Task to complete:
Copy the data that follows, character for character, minus the pictures.

Given material:
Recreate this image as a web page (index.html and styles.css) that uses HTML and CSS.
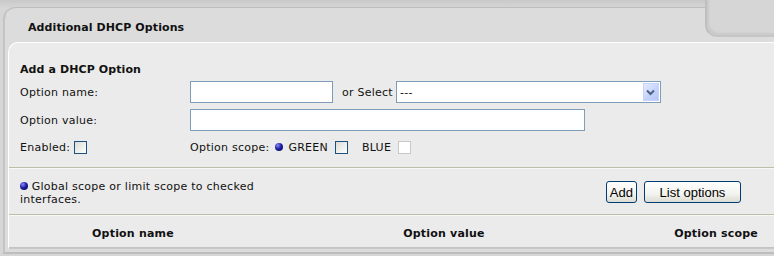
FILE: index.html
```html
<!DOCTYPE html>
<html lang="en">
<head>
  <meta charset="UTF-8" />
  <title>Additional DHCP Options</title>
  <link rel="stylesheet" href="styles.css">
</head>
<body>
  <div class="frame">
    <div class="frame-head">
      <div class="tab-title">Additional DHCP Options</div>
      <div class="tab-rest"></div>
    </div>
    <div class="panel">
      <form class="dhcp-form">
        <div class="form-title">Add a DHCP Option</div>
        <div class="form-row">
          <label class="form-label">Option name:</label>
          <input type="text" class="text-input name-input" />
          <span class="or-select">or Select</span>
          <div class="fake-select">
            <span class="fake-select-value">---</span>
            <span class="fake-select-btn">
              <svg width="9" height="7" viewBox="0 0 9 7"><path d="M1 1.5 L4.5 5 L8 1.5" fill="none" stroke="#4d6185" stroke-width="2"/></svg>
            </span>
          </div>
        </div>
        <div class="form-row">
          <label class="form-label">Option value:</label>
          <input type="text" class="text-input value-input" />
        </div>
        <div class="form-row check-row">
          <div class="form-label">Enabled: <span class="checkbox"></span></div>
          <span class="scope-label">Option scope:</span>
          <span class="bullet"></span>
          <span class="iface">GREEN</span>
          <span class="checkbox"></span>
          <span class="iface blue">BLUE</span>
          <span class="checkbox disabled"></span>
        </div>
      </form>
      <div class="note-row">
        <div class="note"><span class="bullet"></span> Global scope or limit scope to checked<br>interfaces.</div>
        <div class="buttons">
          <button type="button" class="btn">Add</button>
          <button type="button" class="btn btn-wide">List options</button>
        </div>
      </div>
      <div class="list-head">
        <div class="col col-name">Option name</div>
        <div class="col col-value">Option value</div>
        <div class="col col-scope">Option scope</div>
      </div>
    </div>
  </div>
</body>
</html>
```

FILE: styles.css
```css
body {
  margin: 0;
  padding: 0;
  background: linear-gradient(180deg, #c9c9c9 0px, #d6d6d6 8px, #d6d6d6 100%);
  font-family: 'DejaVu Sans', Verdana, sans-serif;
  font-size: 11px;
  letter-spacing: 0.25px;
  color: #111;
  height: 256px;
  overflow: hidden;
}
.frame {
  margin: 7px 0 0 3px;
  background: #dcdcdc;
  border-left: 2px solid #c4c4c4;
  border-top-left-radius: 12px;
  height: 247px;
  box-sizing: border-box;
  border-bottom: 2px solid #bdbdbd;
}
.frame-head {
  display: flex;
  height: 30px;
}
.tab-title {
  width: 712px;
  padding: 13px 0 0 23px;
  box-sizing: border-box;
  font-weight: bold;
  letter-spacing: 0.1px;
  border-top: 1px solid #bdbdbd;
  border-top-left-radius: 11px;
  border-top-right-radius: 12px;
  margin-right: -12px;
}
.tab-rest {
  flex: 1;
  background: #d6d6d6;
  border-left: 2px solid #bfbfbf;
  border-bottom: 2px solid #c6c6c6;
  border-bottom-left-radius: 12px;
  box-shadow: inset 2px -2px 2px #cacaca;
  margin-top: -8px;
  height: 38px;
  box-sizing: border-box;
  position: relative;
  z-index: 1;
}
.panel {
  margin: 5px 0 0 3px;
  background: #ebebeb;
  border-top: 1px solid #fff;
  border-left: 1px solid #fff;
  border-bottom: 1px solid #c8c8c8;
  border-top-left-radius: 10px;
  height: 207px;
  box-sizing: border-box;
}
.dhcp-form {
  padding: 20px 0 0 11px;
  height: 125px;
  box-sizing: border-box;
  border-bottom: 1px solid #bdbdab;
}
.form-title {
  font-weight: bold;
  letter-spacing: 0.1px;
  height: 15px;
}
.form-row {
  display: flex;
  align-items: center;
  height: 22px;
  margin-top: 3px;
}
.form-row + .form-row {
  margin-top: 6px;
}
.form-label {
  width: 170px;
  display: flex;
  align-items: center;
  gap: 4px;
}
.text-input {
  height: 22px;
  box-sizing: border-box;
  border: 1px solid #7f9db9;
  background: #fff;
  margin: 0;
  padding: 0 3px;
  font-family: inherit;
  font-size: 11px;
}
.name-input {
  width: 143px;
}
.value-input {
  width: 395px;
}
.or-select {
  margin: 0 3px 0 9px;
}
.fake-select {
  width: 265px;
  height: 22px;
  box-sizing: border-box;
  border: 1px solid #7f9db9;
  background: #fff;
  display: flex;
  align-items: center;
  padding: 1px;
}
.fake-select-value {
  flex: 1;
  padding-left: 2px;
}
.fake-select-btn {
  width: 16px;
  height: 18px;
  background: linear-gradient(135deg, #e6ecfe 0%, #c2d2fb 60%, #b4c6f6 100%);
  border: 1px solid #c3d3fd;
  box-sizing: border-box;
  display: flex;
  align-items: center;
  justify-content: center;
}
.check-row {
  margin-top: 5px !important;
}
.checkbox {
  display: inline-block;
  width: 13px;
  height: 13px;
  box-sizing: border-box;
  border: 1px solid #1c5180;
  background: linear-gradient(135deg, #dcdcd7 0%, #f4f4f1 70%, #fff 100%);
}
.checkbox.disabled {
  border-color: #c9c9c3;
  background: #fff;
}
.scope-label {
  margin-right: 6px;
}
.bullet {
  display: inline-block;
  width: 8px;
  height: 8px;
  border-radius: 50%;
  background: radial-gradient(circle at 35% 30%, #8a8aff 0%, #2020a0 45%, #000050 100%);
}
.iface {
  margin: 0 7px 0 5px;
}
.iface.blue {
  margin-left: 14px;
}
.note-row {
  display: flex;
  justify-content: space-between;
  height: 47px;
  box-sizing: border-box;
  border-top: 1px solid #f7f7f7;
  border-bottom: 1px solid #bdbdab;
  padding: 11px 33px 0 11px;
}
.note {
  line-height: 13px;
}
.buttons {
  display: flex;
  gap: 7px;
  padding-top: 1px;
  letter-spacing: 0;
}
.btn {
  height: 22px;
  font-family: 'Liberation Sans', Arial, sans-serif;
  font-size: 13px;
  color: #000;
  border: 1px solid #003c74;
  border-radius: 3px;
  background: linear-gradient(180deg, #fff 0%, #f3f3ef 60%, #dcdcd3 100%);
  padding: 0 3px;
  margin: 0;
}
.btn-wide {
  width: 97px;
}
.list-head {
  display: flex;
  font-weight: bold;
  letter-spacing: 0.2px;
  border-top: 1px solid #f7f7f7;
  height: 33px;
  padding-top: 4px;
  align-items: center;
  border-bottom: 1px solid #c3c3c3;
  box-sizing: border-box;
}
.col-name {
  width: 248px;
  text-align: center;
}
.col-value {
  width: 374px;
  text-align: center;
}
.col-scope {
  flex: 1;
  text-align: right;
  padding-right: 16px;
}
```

Correct response:
Recreate this image as a web page (index.html and styles.css) that uses HTML and CSS.
FILE: index.html
```html
<!DOCTYPE html>
<html lang="en">
<head>
  <meta charset="UTF-8" />
  <title>Additional DHCP Options</title>
  <link rel="stylesheet" href="styles.css">
</head>
<body>
  <div class="frame">
    <div class="frame-head">
      <div class="tab-title">Additional DHCP Options</div>
      <div class="tab-rest"></div>
    </div>
    <div class="panel">
      <form class="dhcp-form">
        <div class="form-title">Add a DHCP Option</div>
        <div class="form-row">
          <label class="form-label">Option name:</label>
          <input type="text" class="text-input name-input" />
          <span class="or-select">or Select</span>
          <div class="fake-select">
            <span class="fake-select-value">---</span>
            <span class="fake-select-btn">
              <svg width="9" height="7" viewBox="0 0 9 7"><path d="M1 1.5 L4.5 5 L8 1.5" fill="none" stroke="#4d6185" stroke-width="2"/></svg>
            </span>
          </div>
        </div>
        <div class="form-row">
          <label class="form-label">Option value:</label>
          <input type="text" class="text-input value-input" />
        </div>
        <div class="form-row check-row">
          <div class="form-label">Enabled: <span class="checkbox"></span></div>
          <span class="scope-label">Option scope:</span>
          <span class="bullet"></span>
          <span class="iface">GREEN</span>
          <span class="checkbox"></span>
          <span class="iface blue">BLUE</span>
          <span class="checkbox disabled"></span>
        </div>
      </form>
      <div class="note-row">
        <div class="note"><span class="bullet"></span> Global scope or limit scope to checked<br>interfaces.</div>
        <div class="buttons">
          <button type="button" class="btn">Add</button>
          <button type="button" class="btn btn-wide">List options</button>
        </div>
      </div>
      <div class="list-head">
        <div class="col col-name">Option name</div>
        <div class="col col-value">Option value</div>
        <div class="col col-scope">Option scope</div>
      </div>
    </div>
  </div>
</body>
</html>
```

FILE: styles.css
```css
body {
  margin: 0;
  padding: 0;
  background: linear-gradient(180deg, #c9c9c9 0px, #d6d6d6 8px, #d6d6d6 100%);
  font-family: 'DejaVu Sans', Verdana, sans-serif;
  font-size: 11px;
  letter-spacing: 0.25px;
  color: #111;
  height: 256px;
  overflow: hidden;
}
.frame {
  margin: 7px 0 0 3px;
  background: #dcdcdc;
  border-left: 2px solid #c4c4c4;
  border-top-left-radius: 12px;
  height: 247px;
  box-sizing: border-box;
  border-bottom: 2px solid #bdbdbd;
}
.frame-head {
  display: flex;
  height: 30px;
}
.tab-title {
  width: 712px;
  padding: 13px 0 0 23px;
  box-sizing: border-box;
  font-weight: bold;
  letter-spacing: 0.1px;
  border-top: 1px solid #bdbdbd;
  border-top-left-radius: 11px;
  border-top-right-radius: 12px;
  margin-right: -12px;
}
.tab-rest {
  flex: 1;
  background: #d6d6d6;
  border-left: 2px solid #bfbfbf;
  border-bottom: 2px solid #c6c6c6;
  border-bottom-left-radius: 12px;
  box-shadow: inset 2px -2px 2px #cacaca;
  margin-top: -8px;
  height: 38px;
  box-sizing: border-box;
  position: relative;
  z-index: 1;
}
.panel {
  margin: 5px 0 0 3px;
  background: #ebebeb;
  border-top: 1px solid #fff;
  border-left: 1px solid #fff;
  border-bottom: 1px solid #c8c8c8;
  border-top-left-radius: 10px;
  height: 207px;
  box-sizing: border-box;
}
.dhcp-form {
  padding: 20px 0 0 11px;
  height: 125px;
  box-sizing: border-box;
  border-bottom: 1px solid #bdbdab;
}
.form-title {
  font-weight: bold;
  letter-spacing: 0.1px;
  height: 15px;
}
.form-row {
  display: flex;
  align-items: center;
  height: 22px;
  margin-top: 3px;
}
.form-row + .form-row {
  margin-top: 6px;
}
.form-label {
  width: 170px;
  display: flex;
  align-items: center;
  gap: 4px;
}
.text-input {
  height: 22px;
  box-sizing: border-box;
  border: 1px solid #7f9db9;
  background: #fff;
  margin: 0;
  padding: 0 3px;
  font-family: inherit;
  font-size: 11px;
}
.name-input {
  width: 143px;
}
.value-input {
  width: 395px;
}
.or-select {
  margin: 0 3px 0 9px;
}
.fake-select {
  width: 265px;
  height: 22px;
  box-sizing: border-box;
  border: 1px solid #7f9db9;
  background: #fff;
  display: flex;
  align-items: center;
  padding: 1px;
}
.fake-select-value {
  flex: 1;
  padding-left: 2px;
}
.fake-select-btn {
  width: 16px;
  height: 18px;
  background: linear-gradient(135deg, #e6ecfe 0%, #c2d2fb 60%, #b4c6f6 100%);
  border: 1px solid #c3d3fd;
  box-sizing: border-box;
  display: flex;
  align-items: center;
  justify-content: center;
}
.check-row {
  margin-top: 5px !important;
}
.checkbox {
  display: inline-block;
  width: 13px;
  height: 13px;
  box-sizing: border-box;
  border: 1px solid #1c5180;
  background: linear-gradient(135deg, #dcdcd7 0%, #f4f4f1 70%, #fff 100%);
}
.checkbox.disabled {
  border-color: #c9c9c3;
  background: #fff;
}
.scope-label {
  margin-right: 6px;
}
.bullet {
  display: inline-block;
  width: 8px;
  height: 8px;
  border-radius: 50%;
  background: radial-gradient(circle at 35% 30%, #8a8aff 0%, #2020a0 45%, #000050 100%);
}
.iface {
  margin: 0 7px 0 5px;
}
.iface.blue {
  margin-left: 14px;
}
.note-row {
  display: flex;
  justify-content: space-between;
  height: 47px;
  box-sizing: border-box;
  border-top: 1px solid #f7f7f7;
  border-bottom: 1px solid #bdbdab;
  padding: 11px 33px 0 11px;
}
.note {
  line-height: 13px;
}
.buttons {
  display: flex;
  gap: 7px;
  padding-top: 1px;
  letter-spacing: 0;
}
.btn {
  height: 22px;
  font-family: 'Liberation Sans', Arial, sans-serif;
  font-size: 13px;
  color: #000;
  border: 1px solid #003c74;
  border-radius: 3px;
  background: linear-gradient(180deg, #fff 0%, #f3f3ef 60%, #dcdcd3 100%);
  padding: 0 3px;
  margin: 0;
}
.btn-wide {
  width: 97px;
}
.list-head {
  display: flex;
  font-weight: bold;
  letter-spacing: 0.2px;
  border-top: 1px solid #f7f7f7;
  height: 33px;
  padding-top: 4px;
  align-items: center;
  border-bottom: 1px solid #c3c3c3;
  box-sizing: border-box;
}
.col-name {
  width: 248px;
  text-align: center;
}
.col-value {
  width: 374px;
  text-align: center;
}
.col-scope {
  flex: 1;
  text-align: right;
  padding-right: 16px;
}
```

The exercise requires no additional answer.